Two-dimensional building blocks for photocatalytic ammonia production

Abstract

Owing to its extensive utilization in fertilizer generation and as an energy carrier, ammonia (NH₃) is deemed to be one of the most essential chemicals. Currently, NH₃ generation mostly depends on the Haber–Bosch approach under harsh conditions, resulting in tremendous energy usage and environmental problems. Photocatalytic NH₃ generation represents a clean, inexpensive and environmentally friendly method to transform water and nitrogen into ammonia utilizing sunlight under ambient conditions. Recently, two-dimensional (2D) building blocks have received great attention in the photocatalysis field thanks to their outstanding features of high surface area, plentiful reactive sites, ultrathin thickness and short charge-to-surface transfer distance. This perspective summarizes the design and synthesis of photocatalysts prepared utilizing 2D building blocks towards light-driven NH₃ production.

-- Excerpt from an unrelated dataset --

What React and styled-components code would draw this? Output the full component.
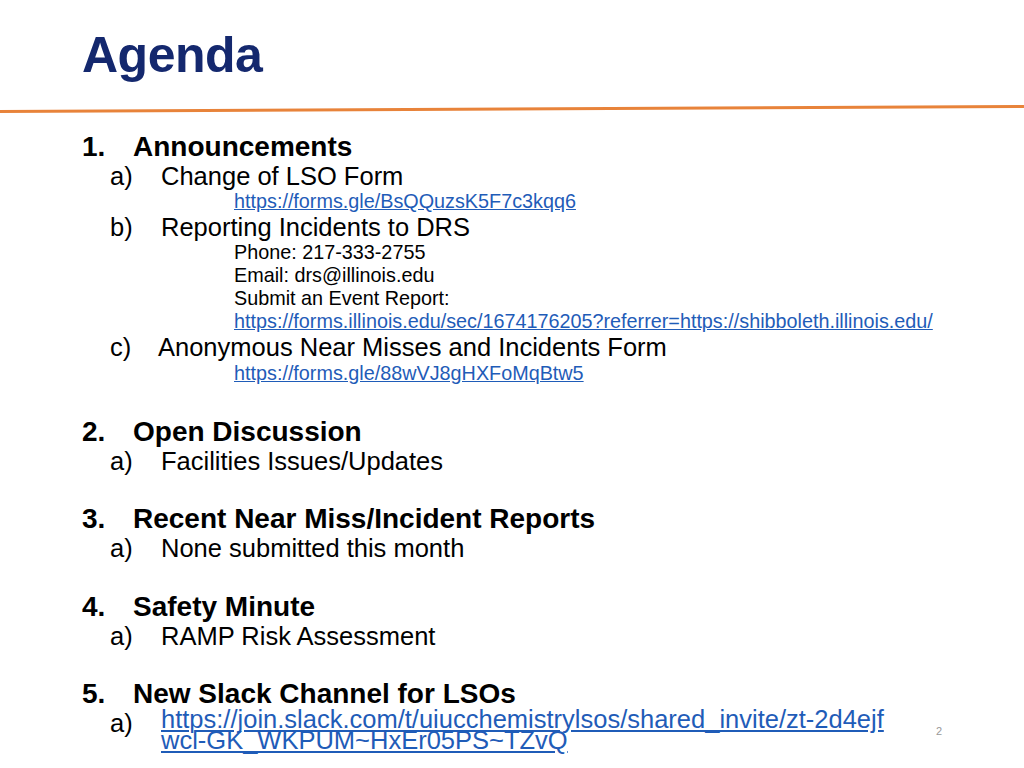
import styled, { createGlobalStyle } from "styled-components";

const Global = createGlobalStyle`
	html, body { margin: 0; padding: 0; background: #fff; }
	body { font-family: "Liberation Sans", Arial, sans-serif; color: #000; }
`;

const Slide = styled.div`
	width: 1024px;
	height: 768px;
	overflow: hidden;
	position: relative;
	display: flex;
	flex-direction: column;
`;

const Title = styled.h1`
	margin: 0;
	padding: 28px 0 0 82px;
	height: 54px;
	font-size: 50px;
	font-weight: bold;
	letter-spacing: -0.5px;
	color: #14286e;
	line-height: 54px;
`;

const Rule = styled.div`
	margin-top: 28px;
	height: 3px;
	background: #e8833a;
	transform: rotate(-0.28deg);
	transform-origin: left;
`;

const Body = styled.div`
	padding-top: 19px;
	display: flex;
	flex-direction: column;
`;

const Section = styled.div`
	margin-top: ${p => p.$gap || 0}px;
	display: flex;
	flex-direction: column;
`;

const Heading = styled.div`
	display: flex;
	height: 30px;
	line-height: 30px;
	font-size: 28px;
	font-weight: bold;
	padding-left: 82px;
	span { width: 51px; }
`;

const Item = styled.div`
	display: flex;
	height: ${p => p.$h || 29}px;
	line-height: 29px;
	font-size: 25.5px;
	padding-left: 110px;
	span { width: ${p => p.$w || 51}px; flex-shrink: 0; }
`;

const Detail = styled.div`
	height: 23px;
	line-height: 23px;
	font-size: 19.8px;
	padding-left: 234px;
	white-space: nowrap;
`;

const Link = styled.a`
	color: #1f5cb8;
	text-decoration: underline;
`;

const WrapLink = styled(Link)`
	display: block;
	line-height: 21px;
	width: 740px;
	word-break: break-all;
`;

const PageNum = styled.div`
	position: absolute;
	left: 936px;
	top: 725px;
	font-size: 11px;
	color: #999;
`;

export default function App() {
	return (
		<Slide>
			<Global />
			<Title>Agenda</Title>
			<Rule />
			<Body>
				<Section>
					<Heading><span>1.</span>Announcements</Heading>
					<Item $h={28}><span>a)</span>Change of LSO Form</Item>
					<Detail><Link>https://forms.gle/BsQQuzsK5F7c3kqq6</Link></Detail>
					<Item $h={28}><span>b)</span>Reporting Incidents to DRS</Item>
					<Detail>Phone: 217-333-2755</Detail>
					<Detail>Email: drs@illinois.edu</Detail>
					<Detail>Submit an Event Report:</Detail>
					<Detail><Link>https://forms.illinois.edu/sec/1674176205?referrer=https://shibboleth.illinois.edu/</Link></Detail>
					<Item $w={48}><span>c)</span>Anonymous Near Misses and Incidents Form</Item>
					<Detail><Link>https://forms.gle/88wVJ8gHXFoMqBtw5</Link></Detail>
				</Section>
				<Section $gap={32}>
					<Heading><span>2.</span>Open Discussion</Heading>
					<Item><span>a)</span>Facilities Issues/Updates</Item>
				</Section>
				<Section $gap={28}>
					<Heading><span>3.</span>Recent Near Miss/Incident Reports</Heading>
					<Item><span>a)</span>None submitted this month</Item>
				</Section>
				<Section $gap={29}>
					<Heading><span>4.</span>Safety Minute</Heading>
					<Item><span>a)</span>RAMP Risk Assessment</Item>
				</Section>
				<Section $gap={28}>
					<Heading><span>5.</span>New Slack Channel for LSOs</Heading>
					<Item $h={50}><span>a)</span><WrapLink>https://join.slack.com/t/uiucchemistrylsos/shared_invite/zt-2d4ejfwcl-GK_WKPUM~HxEr05PS~TZvQ</WrapLink></Item>
				</Section>
			</Body>
			<PageNum>2</PageNum>
		</Slide>
	);
}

Our contribution highlights the in-depth and comprehensive structure/composition–performance relationship in 2D building block based photocatalysts for light-induced NH₃ production. We also discuss the delicate and insightful reaction mechanisms in 2D building block based photocatalytic NH₃ production. Finally, we propose the possible opportunities in merging advanced characterization techniques as well as powerful theoretical computations towards the rational design and fabrication of high-performance 2D material based photocatalysts towards light-induced NH₃ generation.